If you’re serious about astronomy and you’ve invested in quality optics, don’t cut corners on protection. Your scope deserves more than a gym bag. But if you’re just starting out, a good soft case is a smart first step. You can always upgrade later-once you’ve had your first unexpected drop, you’ll know exactly why.
Can I use a regular suitcase for my telescope?
No. Regular suitcases aren’t designed for optical equipment. Their foam is too thin, latches aren’t secure, and interiors don’t prevent shifting. Even if it looks sturdy, the risk of misalignment or damage is too high. Use a case built specifically for telescopes.

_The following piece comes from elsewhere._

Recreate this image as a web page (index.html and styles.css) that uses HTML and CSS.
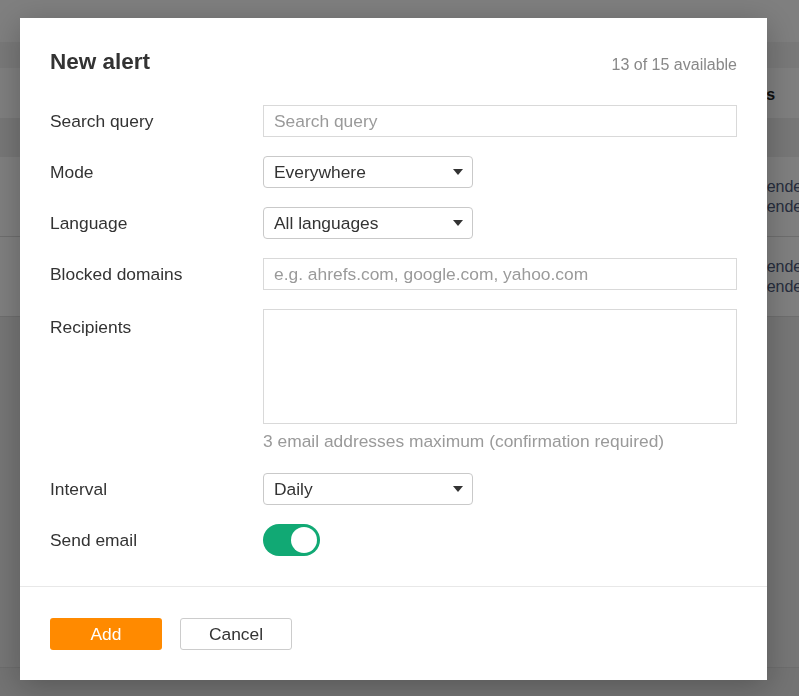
FILE: index.html
```html
<!DOCTYPE html>
<html lang="en">
<head>
<meta charset="utf-8">
<title>New alert</title>
<link rel="stylesheet" href="styles.css">
</head>
<body>
<div class="page">
  <div class="topbar"></div>
  <div class="band"></div>
  <div class="thead"><span class="th">Mentions</span></div>
  <div class="band2"></div>
  <div class="trow"><div class="cell"><div>Sender</div><div>Sender</div></div></div>
  <div class="trow"><div class="cell"><div>Sender</div><div>Sender</div></div></div>
  <div class="filler"></div>
</div>
<div class="overlay"></div>
<div class="modal">
  <div class="modal-body">
    <div class="modal-head">
      <h1 class="title">New alert</h1>
      <span class="count">13 of 15 available</span>
    </div>
    <div class="rows">
      <div class="row">
        <div class="label">Search query</div>
        <input class="input" type="text" placeholder="Search query">
      </div>
      <div class="row">
        <div class="label">Mode</div>
        <div class="select-wrap">
          <select class="select"><option>Everywhere</option></select>
          <svg class="arrow" width="10" height="6" viewBox="0 0 10 6"><path d="M0 0h10L5 6z" fill="#333"/></svg>
        </div>
      </div>
      <div class="row">
        <div class="label">Language</div>
        <div class="select-wrap">
          <select class="select"><option>All languages</option></select>
          <svg class="arrow" width="10" height="6" viewBox="0 0 10 6"><path d="M0 0h10L5 6z" fill="#333"/></svg>
        </div>
      </div>
      <div class="row">
        <div class="label">Blocked domains</div>
        <input class="input" type="text" placeholder="e.g. ahrefs.com, google.com, yahoo.com">
      </div>
      <div class="row row-top">
        <div class="label label-top">Recipients</div>
        <div class="field-col">
          <textarea class="textarea"></textarea>
          <div class="hint">3 email addresses maximum (confirmation required)</div>
        </div>
      </div>
      <div class="row">
        <div class="label">Interval</div>
        <div class="select-wrap">
          <select class="select"><option>Daily</option></select>
          <svg class="arrow" width="10" height="6" viewBox="0 0 10 6"><path d="M0 0h10L5 6z" fill="#333"/></svg>
        </div>
      </div>
      <div class="row">
        <div class="label">Send email</div>
        <div class="toggle"><span class="knob"></span></div>
      </div>
    </div>
  </div>
  <div class="modal-foot">
    <button class="btn btn-add" type="button">Add</button>
    <button class="btn btn-cancel" type="button">Cancel</button>
  </div>
</div>
</body>
</html>
```
FILE: styles.css
```css
html, body {
  margin: 0;
  padding: 0;
}
body {
  background: #e6e6e6;
  font-family: "Liberation Sans", Arial, sans-serif;
  height: 696px;
  overflow: hidden;
}
.page {
  width: 100%;
}
.topbar {
  height: 42px;
  background: #ffffff;
}
.band {
  height: 26px;
  background: #f3f3f3;
}
.thead {
  height: 50px;
  background: #ffffff;
  padding-left: 705px;
  box-sizing: border-box;
}
.th {
  display: block;
  font-weight: bold;
  font-size: 16px;
  line-height: 54px;
  color: #222;
  white-space: nowrap;
}
.band2 {
  height: 39px;
  background: #eeeeee;
}
.trow {
  height: 80px;
  box-sizing: border-box;
  background: #ffffff;
  border-bottom: 1px solid #dcdcdc;
  padding-left: 756px;
  display: flex;
  align-items: center;
}
.cell {
  font-size: 16px;
  line-height: 19.5px;
  color: #4e5a7a;
  white-space: nowrap;
}
.filler {
  height: 350px;
  background: #ececec;
  border-bottom: 1px solid #dadada;
}
.overlay {
  position: fixed;
  inset: 0;
  background: rgba(0, 0, 0, 0.5);
}
.modal {
  position: fixed;
  left: 20px;
  top: 18px;
  width: 747px;
  height: 662px;
  background: #ffffff;
  box-shadow: 0 6px 30px rgba(0, 0, 0, 0.25);
  display: flex;
  flex-direction: column;
  color: #333;
  font-family: "Liberation Sans", Arial, sans-serif;
}
.modal-body {
  padding: 31px 30px 30px;
}
.modal-head {
  display: flex;
  justify-content: space-between;
  align-items: baseline;
  height: 26px;
}
.title {
  margin: 0;
  font-size: 22.5px;
  line-height: 26px;
  font-weight: bold;
  color: #333;
}
.count {
  font-size: 16px;
  color: #888;
  position: relative;
  top: 1px;
}
.rows {
  margin-top: 30px;
  display: flex;
  flex-direction: column;
  gap: 19px;
}
.row {
  display: flex;
  align-items: center;
  min-height: 32px;
}
.row-top {
  align-items: flex-start;
}
.label {
  width: 213px;
  flex: none;
  font-size: 17.4px;
  line-height: 32px;
  color: #333;
}
.label-top {
  padding-top: 2px;
}
.input {
  width: 474px;
  height: 32px;
  box-sizing: border-box;
  border: 1px solid #d9d9d9;
  border-radius: 0;
  padding: 0 10px;
  margin: 0;
  font-family: "Liberation Sans", Arial, sans-serif;
  font-size: 17.4px;
  color: #333;
  outline: none;
}
.input::placeholder {
  color: #9a9a9a;
}
.select-wrap {
  position: relative;
  width: 210px;
  height: 32px;
}
.select {
  appearance: none;
  -webkit-appearance: none;
  width: 210px;
  height: 32px;
  box-sizing: border-box;
  border: 1px solid #c9c9c9;
  border-radius: 4px;
  background: #ffffff;
  padding: 0 10px;
  margin: 0;
  font-family: "Liberation Sans", Arial, sans-serif;
  font-size: 17.4px;
  color: #333;
  outline: none;
}
.arrow {
  position: absolute;
  right: 10px;
  top: 13px;
  pointer-events: none;
}
.field-col {
  display: flex;
  flex-direction: column;
}
.textarea {
  width: 474px;
  height: 115px;
  box-sizing: border-box;
  border: 1px solid #d9d9d9;
  border-radius: 0;
  margin: 0;
  padding: 6px 10px;
  resize: none;
  font-family: "Liberation Sans", Arial, sans-serif;
  font-size: 17.4px;
  outline: none;
  display: block;
}
.hint {
  margin-top: 4px;
  font-size: 17.4px;
  line-height: 26px;
  color: #9a9a9a;
  white-space: nowrap;
}
.toggle {
  width: 57px;
  height: 32px;
  box-sizing: border-box;
  border-radius: 16px;
  background: #11a974;
  padding: 3px;
  display: flex;
  justify-content: flex-end;
  align-items: center;
}
.knob {
  width: 26px;
  height: 26px;
  border-radius: 50%;
  background: #ffffff;
}
.modal-foot {
  border-top: 1px solid #e8e8e8;
  padding: 31px 30px 30px;
  display: flex;
  gap: 18px;
}
.btn {
  width: 112px;
  height: 32px;
  box-sizing: border-box;
  border-radius: 3px;
  margin: 0;
  padding: 0;
  font-family: "Liberation Sans", Arial, sans-serif;
  font-size: 17.4px;
  cursor: pointer;
}
.btn-add {
  background: #ff8a00;
  border: none;
  color: #ffffff;
}
.btn-cancel {
  background: #ffffff;
  border: 1px solid #cccccc;
  color: #333;
}
```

Do hard cases prevent condensation?
Yes, if they’re properly sealed. Hard cases with O-ring seals block outside air, which stops moisture from forming on cold optics. Soft cases don’t seal at all, so condensation is common when moving from cold to warm environments. Always let your scope acclimate slowly before opening any case.
Are soft cases safe for air travel?
Not reliably. Airlines treat luggage roughly. A soft case can be crushed, stepped on, or torn open. If you must fly with a soft case, pack it inside a hard-shell suitcase or check it as fragile cargo with extra padding. But for frequent flyers, a hard case is the only safe option.
How do I choose the right size case?
Measure your telescope’s total length and diameter, including the mount and finderscope. Add at least 2 inches of clearance for padding. Don’t buy a case that’s too tight-it won’t protect well. And always test with your actual gear, not just the specs. A case that fits on paper might crush your eyepiece tray.
Can I store my telescope long-term in a case?
Hard cases are fine for long-term storage if kept dry and at room temperature. Soft cases are not recommended. They trap moisture and can cause mold, mildew, or fabric degradation over time. For long-term storage, remove the optics, use silica gel packs, and keep the scope in a climate-controlled space-not inside any case.